US-based legal obstacles, particularly those related to the processing of financial transactions, are one factor that worries IOCs and so the big conference in London, scheduled for February 2016, may have been framed as a means of buying the Iranians more time to get the deal right.

Getting Iranian oil to market

The other pressing challenge is to secure room for more Iranian oil supply. Production, currently 2.7m b/d, is some 1m b/d below where it was before full sanctions took effect in in 2012. In December, energy minister Bijan Zanganeh will inform Opec of plans to raise its crude output by 0.5m b/d as soon as the sanctions are lifted. Plans then call for another 1m b/d to be added within six months.
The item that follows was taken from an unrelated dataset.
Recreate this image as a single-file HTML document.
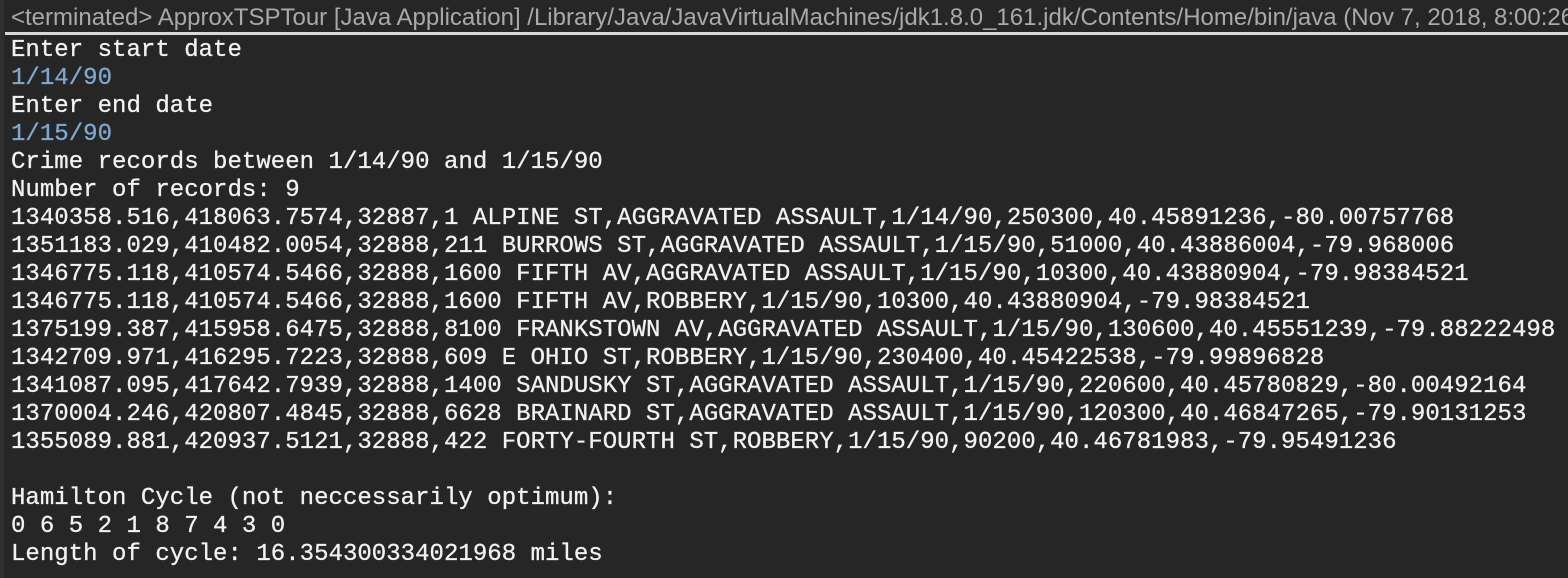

Zanganeh says that once sanctions have been removed, Iran will ramp up its crude exports regardless of the price of oil and market fundamentals.

First things first, though. Zanganeh's initial challenge is to ensure that the soon-to-be-unveiled terms will be credible, hitting the cautious majors' sweetspots. Rouhani also needs some of the sanctions to be lifted before the February parliamentary elections. If they are not, his chances of consolidating his domestic support base could suffer a crushing blow.